The Wheel of Misfortune

Every day of the shooter's life brings a new lesson. Identifying errors are crucial in order that these lessons be learned. The following chart can help pinpoint such basic flaws in a shooter's technique by analyzing group locations. As printed, it is for a right-handed shooter. (A left-hander's chart would be mirrored horizontally.)


Top Eleven Bad Habits of Shooters      

1) Not Looking at the Sights. This quite frequently is listed as "looking at the target." A shooter may be focusing his eye on neither the sights nor the target, but since he does not see the target in clear focus he assumes he is looking at the sights. You must concentrate on sight alignment.

2) Holding Too Long. Any adverse conditions that interrupt a shooter's ability to "hold" will cause him to delay his squeeze, waiting for conditions to better. The disturbing factor about this is that you will do it unconsciously; therefore, you must continuously ask yourself, am I being too particular?

3) Improper Grip or Position. Suffice to say that you cannot fire a decent score with any gun at any range if you continually change your grip or position.

4) Jerk or Heel. The application of pressure either with the trigger finger alone or in case of the heel, pushing with the heel of the hand at the same time. Apply pressure to the trigger straight to the rear and wait for the shot to break.

5) Anticipation. Anticipation can cause muscular reflexes of an instant nature that so closely coincide with recoil that extreme difficulty is experienced in making an accurate call. Anticipation is also the sire to flinching.

6) Loss of Concentration. If the shooter fails in his determination to apply positive pressure on the trigger while concentrating on the front sight his prior determination needs renewal and he should rest and start over.

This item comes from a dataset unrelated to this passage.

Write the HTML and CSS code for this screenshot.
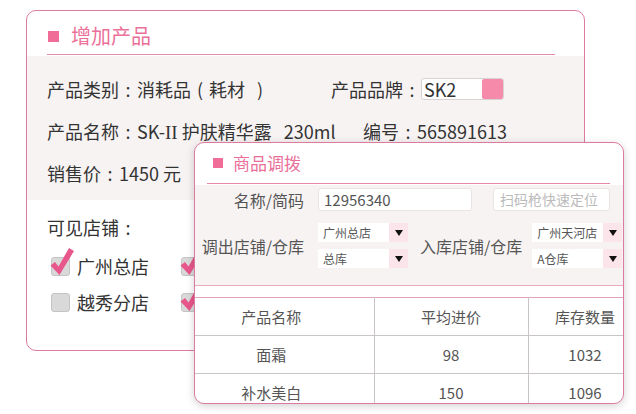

7) Anxiety. You work and work on a shot, meanwhile building up in your mind doubt about the shot being good. Finally you shoot just to get rid of that particular round so you may work on the others.

8) Vacillation (Plain Laziness). This is a mental fault more than a physical one, which results in your accepting minor imperfections in your performance which you could correct if you worked a little harder. The end result being, you hope you get a good shot. Just like you hope you will get a gratis tax refund, and you will get one just about as frequently as you get the other.

9) Lack of Follow Through. Follow through is the subconscious attempt to keep everything just as it was at the time the shot broke. In other words you are continuing to fire the shot even after it is gone. Follow through is not to be confused with recovery. Merely recovering and holding on the target after the shot is no indication that you are following through.

10) Lack of Rhythm. Hesitancy on the first shot or any subsequent shot in timed or rapid fire. Develop a good rhythm and then have the fortitude to employ it every case. Frequently many shooters will have fine rhythm until the last shot of a string and then hesitate, doctoring up that last shot.

11) Match Pressure. If there are 200 competitors in a match, rest assured that there are 200 shooters suffering from match pressure. So what makes you think you are so different? If you are exerting all your mental energy toward executing the correct fundamentals rather than the arithmetic evaluation, your shooting match pressure will be what you feel when people congratulate you on a fine performance.